GIVEN PROBLEM -
Exactly as written, please set down all of the entries again, with no pictures.

START ROWS

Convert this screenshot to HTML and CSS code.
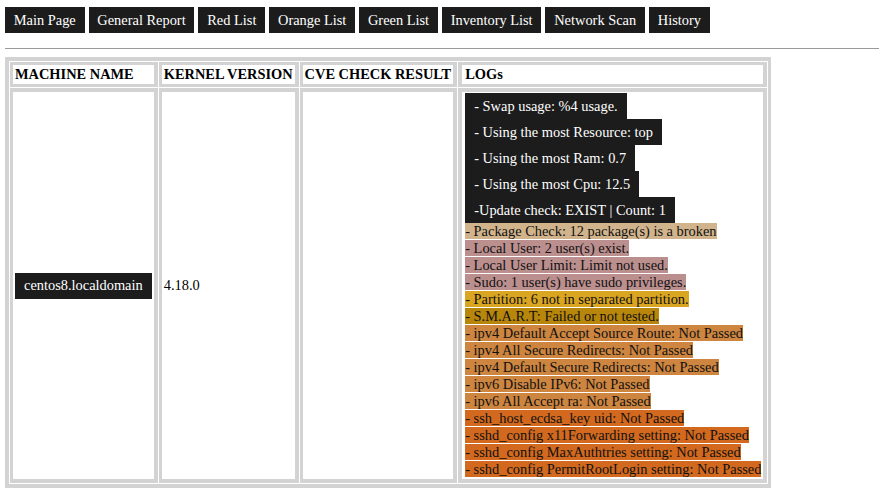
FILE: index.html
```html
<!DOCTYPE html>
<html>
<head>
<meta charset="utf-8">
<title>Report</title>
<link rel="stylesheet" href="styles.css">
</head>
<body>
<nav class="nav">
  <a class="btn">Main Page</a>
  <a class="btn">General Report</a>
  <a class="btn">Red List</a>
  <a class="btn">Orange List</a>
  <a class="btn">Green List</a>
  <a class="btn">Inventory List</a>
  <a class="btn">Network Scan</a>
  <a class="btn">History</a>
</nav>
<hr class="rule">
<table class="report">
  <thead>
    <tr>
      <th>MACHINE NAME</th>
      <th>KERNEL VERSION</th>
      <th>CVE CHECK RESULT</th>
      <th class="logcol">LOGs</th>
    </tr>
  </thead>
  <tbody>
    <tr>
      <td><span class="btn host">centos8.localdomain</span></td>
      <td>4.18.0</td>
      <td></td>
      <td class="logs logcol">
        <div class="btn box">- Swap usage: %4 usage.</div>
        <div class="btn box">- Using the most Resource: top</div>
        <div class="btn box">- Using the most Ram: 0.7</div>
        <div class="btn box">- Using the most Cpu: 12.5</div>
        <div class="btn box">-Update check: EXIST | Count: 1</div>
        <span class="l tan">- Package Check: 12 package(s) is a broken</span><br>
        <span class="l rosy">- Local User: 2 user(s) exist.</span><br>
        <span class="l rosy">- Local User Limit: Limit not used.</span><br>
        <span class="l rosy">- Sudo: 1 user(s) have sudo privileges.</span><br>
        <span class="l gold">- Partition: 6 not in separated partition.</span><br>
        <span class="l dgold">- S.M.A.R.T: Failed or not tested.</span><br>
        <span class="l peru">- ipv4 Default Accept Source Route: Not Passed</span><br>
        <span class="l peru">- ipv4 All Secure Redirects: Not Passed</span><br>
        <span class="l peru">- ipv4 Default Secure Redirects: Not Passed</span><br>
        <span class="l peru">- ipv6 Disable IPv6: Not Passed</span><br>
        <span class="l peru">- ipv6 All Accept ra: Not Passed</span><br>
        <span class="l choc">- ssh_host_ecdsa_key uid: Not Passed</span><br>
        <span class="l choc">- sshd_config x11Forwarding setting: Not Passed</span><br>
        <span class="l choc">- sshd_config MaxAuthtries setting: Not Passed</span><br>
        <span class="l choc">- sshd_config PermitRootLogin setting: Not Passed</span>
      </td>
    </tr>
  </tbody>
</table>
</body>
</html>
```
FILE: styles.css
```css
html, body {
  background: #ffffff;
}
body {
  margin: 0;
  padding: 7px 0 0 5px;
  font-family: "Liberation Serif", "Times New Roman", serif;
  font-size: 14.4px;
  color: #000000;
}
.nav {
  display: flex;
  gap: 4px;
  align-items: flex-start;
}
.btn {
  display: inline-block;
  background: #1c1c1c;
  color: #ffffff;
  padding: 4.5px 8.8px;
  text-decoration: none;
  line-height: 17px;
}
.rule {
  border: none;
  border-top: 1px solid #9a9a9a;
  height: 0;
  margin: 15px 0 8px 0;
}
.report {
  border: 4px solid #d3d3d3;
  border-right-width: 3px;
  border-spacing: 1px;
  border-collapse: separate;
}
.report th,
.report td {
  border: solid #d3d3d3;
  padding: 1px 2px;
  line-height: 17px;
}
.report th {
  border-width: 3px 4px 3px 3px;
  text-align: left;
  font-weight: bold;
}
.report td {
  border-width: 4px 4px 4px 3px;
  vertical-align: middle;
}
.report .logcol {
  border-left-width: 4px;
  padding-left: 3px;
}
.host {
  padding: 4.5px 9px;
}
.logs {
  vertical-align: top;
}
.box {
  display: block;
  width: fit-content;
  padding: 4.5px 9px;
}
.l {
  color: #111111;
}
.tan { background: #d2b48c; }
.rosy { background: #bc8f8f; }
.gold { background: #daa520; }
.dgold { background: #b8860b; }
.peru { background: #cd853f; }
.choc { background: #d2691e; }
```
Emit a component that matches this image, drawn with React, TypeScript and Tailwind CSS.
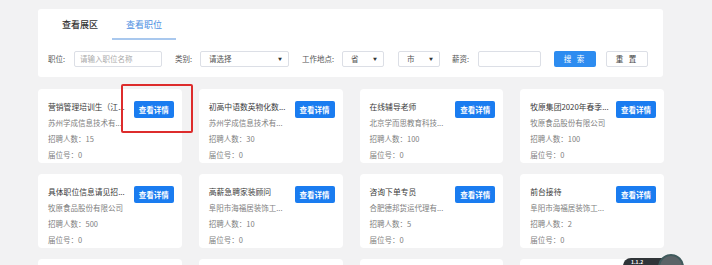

END ROWS

EXPECTED OUTPUT -
Convert this screenshot to HTML and CSS code.
FILE: index.html
```html
<!DOCTYPE html>
<html>
<head>
<meta charset="utf-8">
<title>Report</title>
<link rel="stylesheet" href="styles.css">
</head>
<body>
<nav class="nav">
  <a class="btn">Main Page</a>
  <a class="btn">General Report</a>
  <a class="btn">Red List</a>
  <a class="btn">Orange List</a>
  <a class="btn">Green List</a>
  <a class="btn">Inventory List</a>
  <a class="btn">Network Scan</a>
  <a class="btn">History</a>
</nav>
<hr class="rule">
<table class="report">
  <thead>
    <tr>
      <th>MACHINE NAME</th>
      <th>KERNEL VERSION</th>
      <th>CVE CHECK RESULT</th>
      <th class="logcol">LOGs</th>
    </tr>
  </thead>
  <tbody>
    <tr>
      <td><span class="btn host">centos8.localdomain</span></td>
      <td>4.18.0</td>
      <td></td>
      <td class="logs logcol">
        <div class="btn box">- Swap usage: %4 usage.</div>
        <div class="btn box">- Using the most Resource: top</div>
        <div class="btn box">- Using the most Ram: 0.7</div>
        <div class="btn box">- Using the most Cpu: 12.5</div>
        <div class="btn box">-Update check: EXIST | Count: 1</div>
        <span class="l tan">- Package Check: 12 package(s) is a broken</span><br>
        <span class="l rosy">- Local User: 2 user(s) exist.</span><br>
        <span class="l rosy">- Local User Limit: Limit not used.</span><br>
        <span class="l rosy">- Sudo: 1 user(s) have sudo privileges.</span><br>
        <span class="l gold">- Partition: 6 not in separated partition.</span><br>
        <span class="l dgold">- S.M.A.R.T: Failed or not tested.</span><br>
        <span class="l peru">- ipv4 Default Accept Source Route: Not Passed</span><br>
        <span class="l peru">- ipv4 All Secure Redirects: Not Passed</span><br>
        <span class="l peru">- ipv4 Default Secure Redirects: Not Passed</span><br>
        <span class="l peru">- ipv6 Disable IPv6: Not Passed</span><br>
        <span class="l peru">- ipv6 All Accept ra: Not Passed</span><br>
        <span class="l choc">- ssh_host_ecdsa_key uid: Not Passed</span><br>
        <span class="l choc">- sshd_config x11Forwarding setting: Not Passed</span><br>
        <span class="l choc">- sshd_config MaxAuthtries setting: Not Passed</span><br>
        <span class="l choc">- sshd_config PermitRootLogin setting: Not Passed</span>
      </td>
    </tr>
  </tbody>
</table>
</body>
</html>
```
FILE: styles.css
```css
html, body {
  background: #ffffff;
}
body {
  margin: 0;
  padding: 7px 0 0 5px;
  font-family: "Liberation Serif", "Times New Roman", serif;
  font-size: 14.4px;
  color: #000000;
}
.nav {
  display: flex;
  gap: 4px;
  align-items: flex-start;
}
.btn {
  display: inline-block;
  background: #1c1c1c;
  color: #ffffff;
  padding: 4.5px 8.8px;
  text-decoration: none;
  line-height: 17px;
}
.rule {
  border: none;
  border-top: 1px solid #9a9a9a;
  height: 0;
  margin: 15px 0 8px 0;
}
.report {
  border: 4px solid #d3d3d3;
  border-right-width: 3px;
  border-spacing: 1px;
  border-collapse: separate;
}
.report th,
.report td {
  border: solid #d3d3d3;
  padding: 1px 2px;
  line-height: 17px;
}
.report th {
  border-width: 3px 4px 3px 3px;
  text-align: left;
  font-weight: bold;
}
.report td {
  border-width: 4px 4px 4px 3px;
  vertical-align: middle;
}
.report .logcol {
  border-left-width: 4px;
  padding-left: 3px;
}
.host {
  padding: 4.5px 9px;
}
.logs {
  vertical-align: top;
}
.box {
  display: block;
  width: fit-content;
  padding: 4.5px 9px;
}
.l {
  color: #111111;
}
.tan { background: #d2b48c; }
.rosy { background: #bc8f8f; }
.gold { background: #daa520; }
.dgold { background: #b8860b; }
.peru { background: #cd853f; }
.choc { background: #d2691e; }
```
Emit a component that matches this image, drawn with React, TypeScript and Tailwind CSS.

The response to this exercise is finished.